If I had a time machine, I’d go back in time and switch some of my identifiers to client-generated globally unique identifiers, GUIDs. The convenience of autoincremented identifiers are great, also their human readable characteristics… But once you grow outside of a single primary database, autoincremented IDs become show stoppers. If you adopt the cell-based architecture with self contained database partitions, it becomes hard to move tenants around. If you’ve exposed the identifiers as links to customers, it becomes impossible to break them. If you’ve represented them as integers in your statistically typed languages or Protobuf files, it becomes a pain to revisit them. The pain of having to do this switch retrospectively is so painful that I often wished we chose GUIDs from the early days for select identifiers.
When making RPC calls, transient failures such as bad networking may cause calls to be dropped or timed out. RPC calls might be retried and might be received more than once at the server. Idempotency make it safe for the receiver to handle duplicates of request without compromising the integrity of data. Designing idempotent systems are hard, but retrofitting existing systems to become more idempotent is even harder. Idempotency applies to eventing as much as it applies to RPCs. Designing events to be idempotent is a major early contribution.
SLOs and quotas
Services will have objectives to ensure you don’t degrade the customer experience. Defining them early in your design phase help you to test your design against a theoretical target. It also helps you to eliminate unnecessary dependencies, or dependencies with poor SLOs early in the design phase. SLOs help you to explain the limitations others should consider when they are relying on your service directly. SLOs may help you to evaluate your design at the prototyping phase.
Quotas or rate limits allow you to reject aggressive call patterns from upstream services. Introducing quotas at a later time, if they are not permissive, could be a breaking change. It’s fairly useful to define them early and set them in place.
There are two critical organizationally hard problems in observability: dimensions to collect and propagation standards.
Dimensions are arbitrary labels collected with telemetry. It allows engineers to narrow down telemetry to identify the blast radius during an outage. For example, being able to break down a service’s latency metrics by Kubernetes cluster name can allow you to see which clusters are affected. Dimensions can be used to see other relevant telemetry. Maybe, you’d like to view logs available for the affected clusters to troubleshoot. Dimensions, when consistently and automatically applied, will improve your incident response and troubleshooting capabilities. Dimensions can get out of the hand if their cardinality becomes too high for metrics. It’s critical to build fundamentals to be able to adjust dimensions.
Propagation standards, such as a trace context or how dimensions are propagated, are another topic where retrofits are costly and sometimes impossible. The earlier you align in terms of request headers and runtime context propagation, the lesser of a problem it will be.

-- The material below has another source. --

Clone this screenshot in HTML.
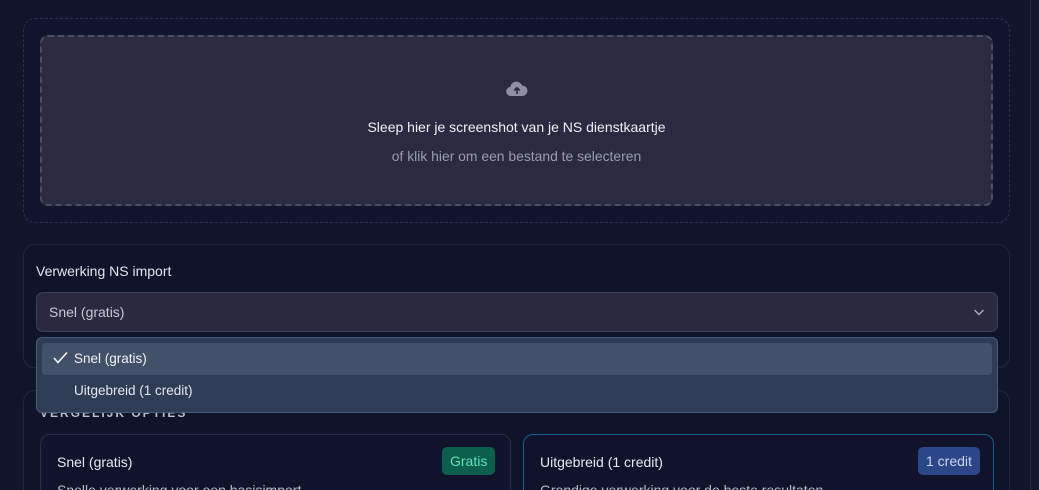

The success of Internet services rely on a wide range criteria such as good database design, capacity planning, CI/CD capabilities, understanding the limitations of your service dependencies, and most importantly technical and product talent. In this article, I tried to capture some characteristics that are often undermined but will easily pay off. Some early stage decisions can save years of investments in the long run, and you can use those years building great products for your customers instead of fighting fires.